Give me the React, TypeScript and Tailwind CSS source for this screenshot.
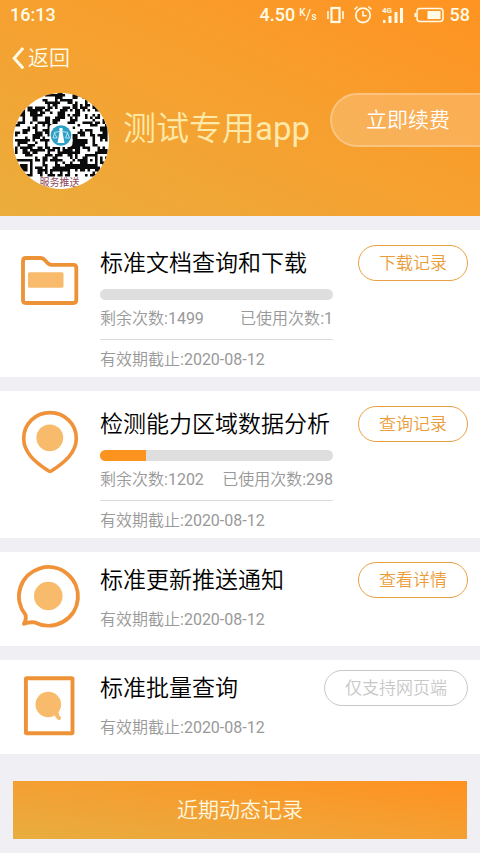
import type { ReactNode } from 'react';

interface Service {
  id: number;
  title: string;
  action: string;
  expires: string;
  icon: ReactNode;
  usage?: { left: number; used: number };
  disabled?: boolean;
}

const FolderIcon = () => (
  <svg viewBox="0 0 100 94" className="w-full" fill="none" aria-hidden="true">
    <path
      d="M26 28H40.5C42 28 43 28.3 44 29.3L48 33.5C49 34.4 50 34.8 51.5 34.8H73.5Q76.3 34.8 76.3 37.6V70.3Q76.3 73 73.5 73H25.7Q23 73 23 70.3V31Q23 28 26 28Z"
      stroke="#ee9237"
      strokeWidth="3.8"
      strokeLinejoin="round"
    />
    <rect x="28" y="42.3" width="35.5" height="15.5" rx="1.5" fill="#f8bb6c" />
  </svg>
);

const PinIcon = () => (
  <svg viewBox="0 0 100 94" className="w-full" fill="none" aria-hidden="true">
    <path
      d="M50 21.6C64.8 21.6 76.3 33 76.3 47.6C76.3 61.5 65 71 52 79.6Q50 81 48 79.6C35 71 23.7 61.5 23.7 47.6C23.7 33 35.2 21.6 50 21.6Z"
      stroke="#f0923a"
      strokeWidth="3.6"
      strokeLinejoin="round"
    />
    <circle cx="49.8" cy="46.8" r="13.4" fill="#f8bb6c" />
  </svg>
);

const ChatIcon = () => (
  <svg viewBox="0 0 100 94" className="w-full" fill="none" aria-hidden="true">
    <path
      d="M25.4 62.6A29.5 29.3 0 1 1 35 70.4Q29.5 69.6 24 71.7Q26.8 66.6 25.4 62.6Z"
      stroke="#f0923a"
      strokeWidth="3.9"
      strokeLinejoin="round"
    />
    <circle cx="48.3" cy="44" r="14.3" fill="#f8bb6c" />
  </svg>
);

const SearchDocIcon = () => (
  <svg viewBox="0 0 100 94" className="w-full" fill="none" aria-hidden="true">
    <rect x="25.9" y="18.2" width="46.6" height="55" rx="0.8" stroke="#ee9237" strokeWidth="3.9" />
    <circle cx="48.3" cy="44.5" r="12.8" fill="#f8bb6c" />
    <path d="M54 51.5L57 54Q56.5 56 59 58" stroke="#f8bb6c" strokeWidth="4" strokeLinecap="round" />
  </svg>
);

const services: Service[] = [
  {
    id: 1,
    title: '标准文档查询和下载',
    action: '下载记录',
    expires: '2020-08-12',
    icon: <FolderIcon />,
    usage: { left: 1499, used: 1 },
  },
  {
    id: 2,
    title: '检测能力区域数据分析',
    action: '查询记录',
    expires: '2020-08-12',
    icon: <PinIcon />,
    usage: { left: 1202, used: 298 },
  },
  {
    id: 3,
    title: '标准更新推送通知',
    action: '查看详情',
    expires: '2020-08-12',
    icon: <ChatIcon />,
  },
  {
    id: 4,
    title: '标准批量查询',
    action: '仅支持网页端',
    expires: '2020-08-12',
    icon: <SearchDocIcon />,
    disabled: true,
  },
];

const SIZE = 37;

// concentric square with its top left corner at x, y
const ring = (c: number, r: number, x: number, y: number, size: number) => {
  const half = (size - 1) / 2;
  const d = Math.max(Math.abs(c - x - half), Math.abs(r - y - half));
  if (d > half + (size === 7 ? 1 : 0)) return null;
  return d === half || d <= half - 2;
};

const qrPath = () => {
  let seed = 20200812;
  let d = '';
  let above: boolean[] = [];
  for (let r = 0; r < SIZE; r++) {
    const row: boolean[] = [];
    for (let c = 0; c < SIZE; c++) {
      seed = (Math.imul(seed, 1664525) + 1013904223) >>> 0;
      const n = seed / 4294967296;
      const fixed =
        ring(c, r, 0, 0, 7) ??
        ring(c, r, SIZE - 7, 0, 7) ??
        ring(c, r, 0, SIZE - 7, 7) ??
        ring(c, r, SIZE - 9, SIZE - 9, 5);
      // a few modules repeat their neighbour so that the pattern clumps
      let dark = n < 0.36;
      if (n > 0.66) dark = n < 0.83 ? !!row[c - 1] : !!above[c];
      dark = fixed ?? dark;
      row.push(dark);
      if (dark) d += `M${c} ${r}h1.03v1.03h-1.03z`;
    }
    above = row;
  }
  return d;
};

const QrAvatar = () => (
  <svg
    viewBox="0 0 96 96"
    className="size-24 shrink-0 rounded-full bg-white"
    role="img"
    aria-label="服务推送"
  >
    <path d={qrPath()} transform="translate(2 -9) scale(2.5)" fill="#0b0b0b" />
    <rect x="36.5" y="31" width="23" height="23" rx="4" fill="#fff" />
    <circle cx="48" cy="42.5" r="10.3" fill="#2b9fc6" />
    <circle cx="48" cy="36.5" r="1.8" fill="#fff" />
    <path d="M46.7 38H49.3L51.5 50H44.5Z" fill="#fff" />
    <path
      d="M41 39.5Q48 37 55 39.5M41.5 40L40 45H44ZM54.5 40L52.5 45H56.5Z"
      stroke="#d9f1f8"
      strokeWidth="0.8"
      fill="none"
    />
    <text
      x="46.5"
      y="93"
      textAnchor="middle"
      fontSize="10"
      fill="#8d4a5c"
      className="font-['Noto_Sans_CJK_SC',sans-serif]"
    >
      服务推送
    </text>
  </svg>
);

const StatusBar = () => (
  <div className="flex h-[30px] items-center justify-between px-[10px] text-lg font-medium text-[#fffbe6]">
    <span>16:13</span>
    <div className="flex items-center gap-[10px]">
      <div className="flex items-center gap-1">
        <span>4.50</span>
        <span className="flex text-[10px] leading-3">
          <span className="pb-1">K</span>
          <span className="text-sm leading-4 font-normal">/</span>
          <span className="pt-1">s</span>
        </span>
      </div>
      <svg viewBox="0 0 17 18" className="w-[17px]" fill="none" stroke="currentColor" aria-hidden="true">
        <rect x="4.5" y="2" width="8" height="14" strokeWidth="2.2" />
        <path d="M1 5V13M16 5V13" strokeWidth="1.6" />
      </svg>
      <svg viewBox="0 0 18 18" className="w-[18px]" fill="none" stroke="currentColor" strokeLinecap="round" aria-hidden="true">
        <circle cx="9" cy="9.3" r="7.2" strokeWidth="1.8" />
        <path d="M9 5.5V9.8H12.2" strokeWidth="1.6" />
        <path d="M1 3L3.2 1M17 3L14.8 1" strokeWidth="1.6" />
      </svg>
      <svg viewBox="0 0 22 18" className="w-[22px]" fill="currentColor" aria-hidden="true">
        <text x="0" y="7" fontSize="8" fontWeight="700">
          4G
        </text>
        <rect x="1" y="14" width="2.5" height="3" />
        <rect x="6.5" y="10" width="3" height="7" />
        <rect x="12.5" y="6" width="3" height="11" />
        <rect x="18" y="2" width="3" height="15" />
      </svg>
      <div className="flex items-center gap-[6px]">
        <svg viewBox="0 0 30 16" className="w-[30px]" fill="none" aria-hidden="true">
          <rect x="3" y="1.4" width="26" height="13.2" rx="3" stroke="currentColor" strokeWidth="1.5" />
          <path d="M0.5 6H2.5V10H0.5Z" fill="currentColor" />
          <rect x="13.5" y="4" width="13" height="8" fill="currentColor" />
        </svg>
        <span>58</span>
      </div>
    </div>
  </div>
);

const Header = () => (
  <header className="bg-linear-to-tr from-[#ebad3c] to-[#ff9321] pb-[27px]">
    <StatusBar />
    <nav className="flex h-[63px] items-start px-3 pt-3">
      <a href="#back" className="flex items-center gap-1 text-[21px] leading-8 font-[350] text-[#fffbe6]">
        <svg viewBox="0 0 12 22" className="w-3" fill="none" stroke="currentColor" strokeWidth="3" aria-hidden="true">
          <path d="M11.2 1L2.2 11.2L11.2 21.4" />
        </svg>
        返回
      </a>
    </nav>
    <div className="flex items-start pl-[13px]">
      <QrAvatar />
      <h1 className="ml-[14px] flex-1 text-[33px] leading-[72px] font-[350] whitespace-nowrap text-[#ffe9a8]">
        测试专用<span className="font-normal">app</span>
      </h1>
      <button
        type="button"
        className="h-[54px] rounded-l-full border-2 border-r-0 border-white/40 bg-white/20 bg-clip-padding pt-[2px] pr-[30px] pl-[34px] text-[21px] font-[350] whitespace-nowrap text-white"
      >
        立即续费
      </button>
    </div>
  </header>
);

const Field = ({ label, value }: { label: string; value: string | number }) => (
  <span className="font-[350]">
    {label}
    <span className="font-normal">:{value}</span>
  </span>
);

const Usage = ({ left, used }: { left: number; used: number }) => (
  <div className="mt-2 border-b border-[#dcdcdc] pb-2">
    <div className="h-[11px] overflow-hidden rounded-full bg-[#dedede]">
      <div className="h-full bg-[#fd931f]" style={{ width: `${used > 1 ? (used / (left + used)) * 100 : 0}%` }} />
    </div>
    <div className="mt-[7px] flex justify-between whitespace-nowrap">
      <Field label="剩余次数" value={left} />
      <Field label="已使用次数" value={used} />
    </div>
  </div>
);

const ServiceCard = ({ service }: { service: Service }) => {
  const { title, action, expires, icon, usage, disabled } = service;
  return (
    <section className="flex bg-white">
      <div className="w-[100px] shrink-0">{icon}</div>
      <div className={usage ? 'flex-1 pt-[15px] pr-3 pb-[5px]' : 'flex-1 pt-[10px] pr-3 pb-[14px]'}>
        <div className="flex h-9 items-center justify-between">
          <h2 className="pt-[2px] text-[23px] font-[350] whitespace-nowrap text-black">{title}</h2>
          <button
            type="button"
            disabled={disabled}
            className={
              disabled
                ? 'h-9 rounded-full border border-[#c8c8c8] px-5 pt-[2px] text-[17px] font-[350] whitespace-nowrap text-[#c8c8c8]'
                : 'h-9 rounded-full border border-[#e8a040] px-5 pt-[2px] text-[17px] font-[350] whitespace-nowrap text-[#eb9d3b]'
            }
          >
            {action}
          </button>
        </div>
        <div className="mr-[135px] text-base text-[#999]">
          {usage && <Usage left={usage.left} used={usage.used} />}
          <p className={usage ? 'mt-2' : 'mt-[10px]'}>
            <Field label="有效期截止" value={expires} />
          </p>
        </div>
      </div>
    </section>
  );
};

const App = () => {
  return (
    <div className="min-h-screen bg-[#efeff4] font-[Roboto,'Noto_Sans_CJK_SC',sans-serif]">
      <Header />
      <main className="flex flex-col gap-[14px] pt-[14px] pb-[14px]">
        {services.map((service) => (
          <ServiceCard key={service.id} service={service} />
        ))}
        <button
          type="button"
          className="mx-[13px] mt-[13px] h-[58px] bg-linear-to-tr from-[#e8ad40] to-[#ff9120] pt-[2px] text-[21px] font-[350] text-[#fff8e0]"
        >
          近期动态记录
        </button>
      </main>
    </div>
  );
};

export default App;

--

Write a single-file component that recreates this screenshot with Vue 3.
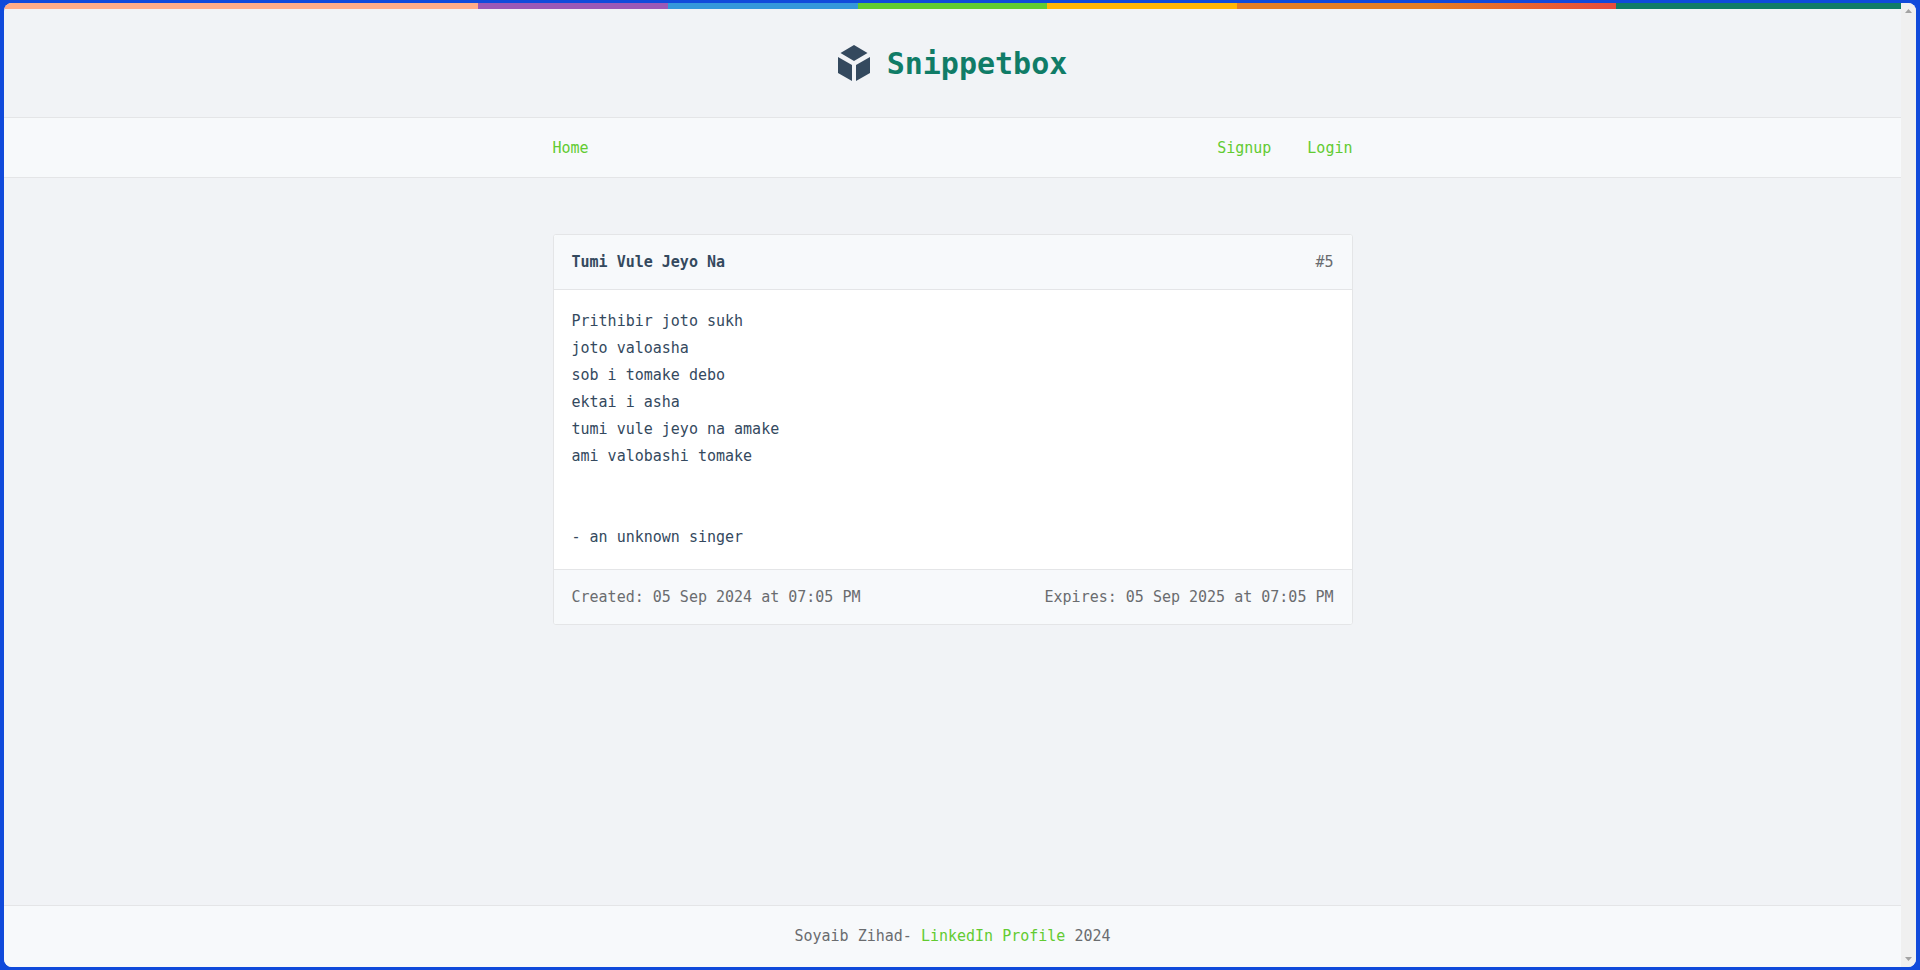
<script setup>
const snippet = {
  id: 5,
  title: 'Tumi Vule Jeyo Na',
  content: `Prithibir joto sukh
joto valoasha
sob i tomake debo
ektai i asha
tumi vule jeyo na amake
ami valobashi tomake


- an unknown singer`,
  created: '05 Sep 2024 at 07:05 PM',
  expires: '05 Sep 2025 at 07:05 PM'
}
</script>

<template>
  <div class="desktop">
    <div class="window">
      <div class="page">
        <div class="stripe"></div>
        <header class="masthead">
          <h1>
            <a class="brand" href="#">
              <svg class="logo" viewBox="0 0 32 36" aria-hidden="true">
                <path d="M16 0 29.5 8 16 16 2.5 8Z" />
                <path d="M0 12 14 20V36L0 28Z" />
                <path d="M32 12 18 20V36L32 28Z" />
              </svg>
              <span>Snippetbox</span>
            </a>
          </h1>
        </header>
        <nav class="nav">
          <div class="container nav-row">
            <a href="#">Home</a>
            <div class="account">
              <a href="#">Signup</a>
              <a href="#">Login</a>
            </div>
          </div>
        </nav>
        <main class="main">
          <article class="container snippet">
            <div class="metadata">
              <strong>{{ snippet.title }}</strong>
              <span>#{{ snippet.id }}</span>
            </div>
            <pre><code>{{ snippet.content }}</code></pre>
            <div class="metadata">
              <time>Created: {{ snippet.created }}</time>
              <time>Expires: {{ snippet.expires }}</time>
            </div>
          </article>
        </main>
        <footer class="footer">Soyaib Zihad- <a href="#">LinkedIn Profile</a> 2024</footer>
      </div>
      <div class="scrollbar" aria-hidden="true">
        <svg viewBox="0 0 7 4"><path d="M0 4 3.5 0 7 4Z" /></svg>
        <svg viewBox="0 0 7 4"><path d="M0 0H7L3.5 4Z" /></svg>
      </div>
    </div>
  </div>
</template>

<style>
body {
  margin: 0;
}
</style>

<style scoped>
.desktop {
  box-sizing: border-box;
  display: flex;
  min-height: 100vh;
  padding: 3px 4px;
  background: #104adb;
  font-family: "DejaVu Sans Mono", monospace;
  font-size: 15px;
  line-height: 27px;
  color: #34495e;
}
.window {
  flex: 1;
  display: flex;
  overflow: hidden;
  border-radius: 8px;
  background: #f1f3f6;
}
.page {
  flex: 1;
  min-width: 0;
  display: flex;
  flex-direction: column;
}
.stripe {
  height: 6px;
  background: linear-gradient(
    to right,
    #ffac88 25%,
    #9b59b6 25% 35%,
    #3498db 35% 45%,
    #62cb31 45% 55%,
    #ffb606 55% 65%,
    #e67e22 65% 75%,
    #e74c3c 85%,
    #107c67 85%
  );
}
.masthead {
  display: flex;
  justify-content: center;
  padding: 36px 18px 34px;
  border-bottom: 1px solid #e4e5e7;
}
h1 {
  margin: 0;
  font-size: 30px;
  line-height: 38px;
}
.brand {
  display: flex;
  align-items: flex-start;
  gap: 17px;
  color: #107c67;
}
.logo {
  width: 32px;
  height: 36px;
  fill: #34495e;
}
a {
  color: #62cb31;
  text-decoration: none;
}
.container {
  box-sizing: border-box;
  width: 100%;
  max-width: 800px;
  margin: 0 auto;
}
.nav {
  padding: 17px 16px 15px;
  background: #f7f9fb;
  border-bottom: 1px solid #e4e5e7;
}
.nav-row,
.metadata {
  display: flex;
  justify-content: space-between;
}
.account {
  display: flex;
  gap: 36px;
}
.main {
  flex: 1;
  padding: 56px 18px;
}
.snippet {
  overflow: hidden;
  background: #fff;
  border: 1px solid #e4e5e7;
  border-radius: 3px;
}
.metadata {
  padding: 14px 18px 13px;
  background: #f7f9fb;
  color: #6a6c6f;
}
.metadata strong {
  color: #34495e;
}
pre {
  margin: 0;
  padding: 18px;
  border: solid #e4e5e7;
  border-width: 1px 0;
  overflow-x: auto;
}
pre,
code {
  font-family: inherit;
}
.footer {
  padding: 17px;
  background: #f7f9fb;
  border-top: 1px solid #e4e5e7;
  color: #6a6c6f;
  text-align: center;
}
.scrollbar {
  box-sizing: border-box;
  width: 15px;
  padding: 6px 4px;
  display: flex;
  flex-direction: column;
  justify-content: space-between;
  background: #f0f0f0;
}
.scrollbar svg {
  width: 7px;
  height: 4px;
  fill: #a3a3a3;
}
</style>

--

**GIVEN TASK**. Write out every line from the entries where "screenshot" appears.

**TASK OUTPUT**.
Give me the React, TypeScript and Tailwind CSS source for this screenshot.
Write a single-file component that recreates this screenshot with Vue 3.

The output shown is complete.